De toutes manières, pour des raisons budgétaires, on n’en est plus très loin, en Europe et en France. Pour l’armée de cette dernière, cela ne fait plus beaucoup de monde : avec ses 88000 combattants, ses 6000 militaires non opérationnels et ses 9000 civils, l’armée de terre pourra bientôt être rassemblée tout entière dans le Stade de France, pour peu qu’elle annexe la pelouse. Avec des budgets de plus en plus serrés, la réduction constante de leurs effectifs et le vieillissement du matériel, la force aérienne de combat n’est plus que de trois cents appareils et la marine rassemble moins de trente grandes unités navales dont un seul porte-avion. Face à cette réduction des moyens, nombreux sont les militaires  qui pointent une triple incohérence dans la politique militaire de la France[2]: 

- Une incohérence logique : alors que les crises se multiplient, l’Europe en général et la France en particulier diminuent leur effort de défense au moment même où il augmente ailleurs.

- Une incohérence doctrinale : le nouveau paradigme d’une guerre qui se déroule au sein des populations exige à la fois des forces terrestres plus nombreuses, une capacité de projection aérienne et navale plus affirmée alors que l’on procède à la diminution des effectifs et des moyens de l’armée.

- Une incohérence tactique : tandis qu’il apparaît certain que l’armée française devra s’engager à de multiples reprises en Afrique dans les années qui viennent, l’armée française affaiblit son réseau de bases pour gagner trois mille postes budgétaires.

La réponse du Ministère de la Défense aux incohérences logiques et doctrinales, c’est l’affirmation de la primauté du cadre multinational sur le cadre national. C’est ce qu’indique le Livre blanc de 2008, en totale contradiction avec celui de 1972 qui proclamait fièrement que la sécurité supposait, pour un peuple libre, l’indépendance de la nation. L’armée française n’est désormais présente sur les théâtres majeurs qu’aux côtés de ses alliés. Elle se place ainsi dans une situation de dépendance (on fait la guerre pour honorer des accords militaires) qui génère un malaise chez  les militaires quant aux buts de guerre. Il faut ajouter que ces derniers sont sollicités de manière excessive par rapport aux contraintes de la vie civile. Certes, la mélancolie du soldat[3] est de toutes les époques, mais comment expliquer à un sous officier payé 2500 euros par mois qu’il doit risquer sa vie en Afghanistan pour défendre une cause qui n’est pas celle de son pays et une société qui lui tourne le dos?

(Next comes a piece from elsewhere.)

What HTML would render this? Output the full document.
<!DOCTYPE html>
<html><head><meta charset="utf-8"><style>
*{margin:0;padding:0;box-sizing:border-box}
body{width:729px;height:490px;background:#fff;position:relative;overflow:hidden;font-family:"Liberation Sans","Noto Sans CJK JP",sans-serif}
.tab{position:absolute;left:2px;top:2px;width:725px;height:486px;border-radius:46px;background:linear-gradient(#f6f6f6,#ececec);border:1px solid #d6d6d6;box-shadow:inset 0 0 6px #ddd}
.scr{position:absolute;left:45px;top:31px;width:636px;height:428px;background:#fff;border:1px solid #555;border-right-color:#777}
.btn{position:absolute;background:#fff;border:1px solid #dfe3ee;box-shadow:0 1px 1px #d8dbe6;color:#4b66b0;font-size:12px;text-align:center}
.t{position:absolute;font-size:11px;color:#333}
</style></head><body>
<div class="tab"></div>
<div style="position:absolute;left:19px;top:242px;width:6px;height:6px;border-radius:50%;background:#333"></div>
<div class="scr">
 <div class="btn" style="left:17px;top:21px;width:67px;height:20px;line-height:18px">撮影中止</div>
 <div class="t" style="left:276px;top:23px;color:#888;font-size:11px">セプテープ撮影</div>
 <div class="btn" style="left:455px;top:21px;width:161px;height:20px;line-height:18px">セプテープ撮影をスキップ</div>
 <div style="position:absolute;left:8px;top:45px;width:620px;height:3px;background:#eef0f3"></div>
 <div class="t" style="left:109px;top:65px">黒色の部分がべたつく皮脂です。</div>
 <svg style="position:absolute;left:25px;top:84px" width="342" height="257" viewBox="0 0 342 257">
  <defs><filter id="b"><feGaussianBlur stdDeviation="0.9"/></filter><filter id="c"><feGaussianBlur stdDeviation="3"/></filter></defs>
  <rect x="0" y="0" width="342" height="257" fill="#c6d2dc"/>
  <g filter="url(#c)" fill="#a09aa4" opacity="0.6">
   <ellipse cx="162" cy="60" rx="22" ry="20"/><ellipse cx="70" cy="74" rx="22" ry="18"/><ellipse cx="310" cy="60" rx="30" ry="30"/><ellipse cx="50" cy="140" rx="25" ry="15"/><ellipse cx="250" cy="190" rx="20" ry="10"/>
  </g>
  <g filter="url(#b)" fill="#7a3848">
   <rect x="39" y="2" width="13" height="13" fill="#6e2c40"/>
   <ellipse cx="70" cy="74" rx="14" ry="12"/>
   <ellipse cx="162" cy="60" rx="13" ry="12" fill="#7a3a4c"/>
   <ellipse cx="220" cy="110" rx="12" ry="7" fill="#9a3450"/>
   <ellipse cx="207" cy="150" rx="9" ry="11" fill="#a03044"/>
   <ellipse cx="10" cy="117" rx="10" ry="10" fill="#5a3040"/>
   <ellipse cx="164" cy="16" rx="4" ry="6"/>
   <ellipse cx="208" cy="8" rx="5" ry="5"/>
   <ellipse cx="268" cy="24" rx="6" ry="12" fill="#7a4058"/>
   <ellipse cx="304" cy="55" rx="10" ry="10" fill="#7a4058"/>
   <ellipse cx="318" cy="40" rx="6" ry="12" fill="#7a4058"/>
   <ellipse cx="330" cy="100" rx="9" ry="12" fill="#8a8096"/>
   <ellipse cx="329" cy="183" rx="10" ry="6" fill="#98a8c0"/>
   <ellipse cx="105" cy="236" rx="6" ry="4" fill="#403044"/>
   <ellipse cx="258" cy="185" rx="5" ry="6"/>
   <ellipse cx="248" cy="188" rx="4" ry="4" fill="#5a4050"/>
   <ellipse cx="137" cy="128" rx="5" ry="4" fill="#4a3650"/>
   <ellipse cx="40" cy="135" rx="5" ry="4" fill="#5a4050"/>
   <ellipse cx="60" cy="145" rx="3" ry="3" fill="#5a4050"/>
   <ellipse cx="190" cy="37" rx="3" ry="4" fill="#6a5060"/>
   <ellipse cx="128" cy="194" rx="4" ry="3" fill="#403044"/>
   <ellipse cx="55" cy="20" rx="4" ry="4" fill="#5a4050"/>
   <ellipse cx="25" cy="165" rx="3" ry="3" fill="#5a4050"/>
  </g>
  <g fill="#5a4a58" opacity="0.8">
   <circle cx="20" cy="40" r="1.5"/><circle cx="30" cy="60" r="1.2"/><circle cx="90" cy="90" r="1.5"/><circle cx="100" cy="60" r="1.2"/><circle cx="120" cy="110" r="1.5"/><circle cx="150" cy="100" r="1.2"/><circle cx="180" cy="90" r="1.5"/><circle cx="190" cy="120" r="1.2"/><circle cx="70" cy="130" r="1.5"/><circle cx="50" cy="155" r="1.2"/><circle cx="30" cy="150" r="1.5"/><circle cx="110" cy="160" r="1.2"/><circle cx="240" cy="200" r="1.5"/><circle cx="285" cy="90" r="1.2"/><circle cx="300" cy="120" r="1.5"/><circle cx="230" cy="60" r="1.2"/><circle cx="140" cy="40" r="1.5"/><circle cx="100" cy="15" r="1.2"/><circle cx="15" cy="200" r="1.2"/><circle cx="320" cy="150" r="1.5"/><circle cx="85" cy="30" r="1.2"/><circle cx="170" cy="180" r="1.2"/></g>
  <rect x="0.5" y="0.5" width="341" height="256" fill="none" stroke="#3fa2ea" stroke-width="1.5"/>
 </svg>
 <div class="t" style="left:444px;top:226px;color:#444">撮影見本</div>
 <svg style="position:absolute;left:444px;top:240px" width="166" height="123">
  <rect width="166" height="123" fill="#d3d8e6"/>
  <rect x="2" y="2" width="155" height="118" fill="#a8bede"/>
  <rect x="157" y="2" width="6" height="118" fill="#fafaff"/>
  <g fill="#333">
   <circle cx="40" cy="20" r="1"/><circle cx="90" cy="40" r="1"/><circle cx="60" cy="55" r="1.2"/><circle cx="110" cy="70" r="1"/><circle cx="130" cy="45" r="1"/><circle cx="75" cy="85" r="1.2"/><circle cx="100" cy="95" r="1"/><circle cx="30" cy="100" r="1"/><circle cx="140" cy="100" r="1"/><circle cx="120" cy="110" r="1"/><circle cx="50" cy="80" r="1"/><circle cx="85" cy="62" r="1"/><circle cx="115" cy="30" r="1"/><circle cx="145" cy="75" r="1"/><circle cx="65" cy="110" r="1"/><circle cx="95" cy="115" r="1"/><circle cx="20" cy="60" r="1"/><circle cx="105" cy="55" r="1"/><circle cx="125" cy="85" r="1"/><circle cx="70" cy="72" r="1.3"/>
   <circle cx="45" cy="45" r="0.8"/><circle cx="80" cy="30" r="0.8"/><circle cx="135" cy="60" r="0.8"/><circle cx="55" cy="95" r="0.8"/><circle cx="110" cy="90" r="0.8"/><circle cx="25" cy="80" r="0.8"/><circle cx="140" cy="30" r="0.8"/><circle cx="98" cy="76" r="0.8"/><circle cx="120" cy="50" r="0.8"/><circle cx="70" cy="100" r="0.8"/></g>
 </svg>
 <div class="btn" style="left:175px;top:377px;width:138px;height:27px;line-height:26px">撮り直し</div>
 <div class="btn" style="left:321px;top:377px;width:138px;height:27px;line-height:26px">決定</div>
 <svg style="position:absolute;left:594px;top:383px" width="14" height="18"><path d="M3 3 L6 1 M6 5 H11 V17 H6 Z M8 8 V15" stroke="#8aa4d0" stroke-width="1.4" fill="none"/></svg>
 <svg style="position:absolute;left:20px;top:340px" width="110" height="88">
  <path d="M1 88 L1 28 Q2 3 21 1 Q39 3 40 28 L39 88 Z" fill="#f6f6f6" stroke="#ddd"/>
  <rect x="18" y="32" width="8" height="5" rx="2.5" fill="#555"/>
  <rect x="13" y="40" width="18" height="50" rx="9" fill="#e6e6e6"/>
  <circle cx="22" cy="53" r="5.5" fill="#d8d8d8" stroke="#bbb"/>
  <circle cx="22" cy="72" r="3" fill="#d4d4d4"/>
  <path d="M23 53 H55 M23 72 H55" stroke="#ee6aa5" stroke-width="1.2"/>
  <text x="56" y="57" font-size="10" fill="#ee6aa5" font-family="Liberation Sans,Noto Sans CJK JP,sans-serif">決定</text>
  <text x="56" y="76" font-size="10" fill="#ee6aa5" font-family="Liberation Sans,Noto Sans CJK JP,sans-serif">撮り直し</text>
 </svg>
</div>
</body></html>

En fin de compte, la question militaire se trouve tout entière posée dans le niveau du moral des troupes. Lorsque le soldat ne sait plus très bien pourquoi il risque sa vie, lorsque le sacrifice qui lui est demandé est en contradiction totale avec les valeurs d’une société qui rejette les notions de service, de devoir ou de sacrifice, le risque de divorce entre l’Armée et la Nation devient alarmant.

 

Ce risque de rupture doit être évité à tout prix car le péril serait alors immense, comme cela est souvent arrivé dans l’histoire de la France et de son Armée, qu’au moment crucial la seconde vienne à manquer à la première. 

 


[1] Borgnes parmi les aveugles, les armées anglaises et françaises surclassent, malgré leurs faiblesses de plus en plus criantes, les autres armées européennes. On le voit en Libye.

[2] Voir la tribune parue le 18 juin 2008 dans le Figaro sous le pseudonyme de Surcouf, dénonçant les inadéquations entre les orientations du Livre blanc et les intérêts de la France.

 

[3] Charles De Gaulle, le Fil de l’épée (1931).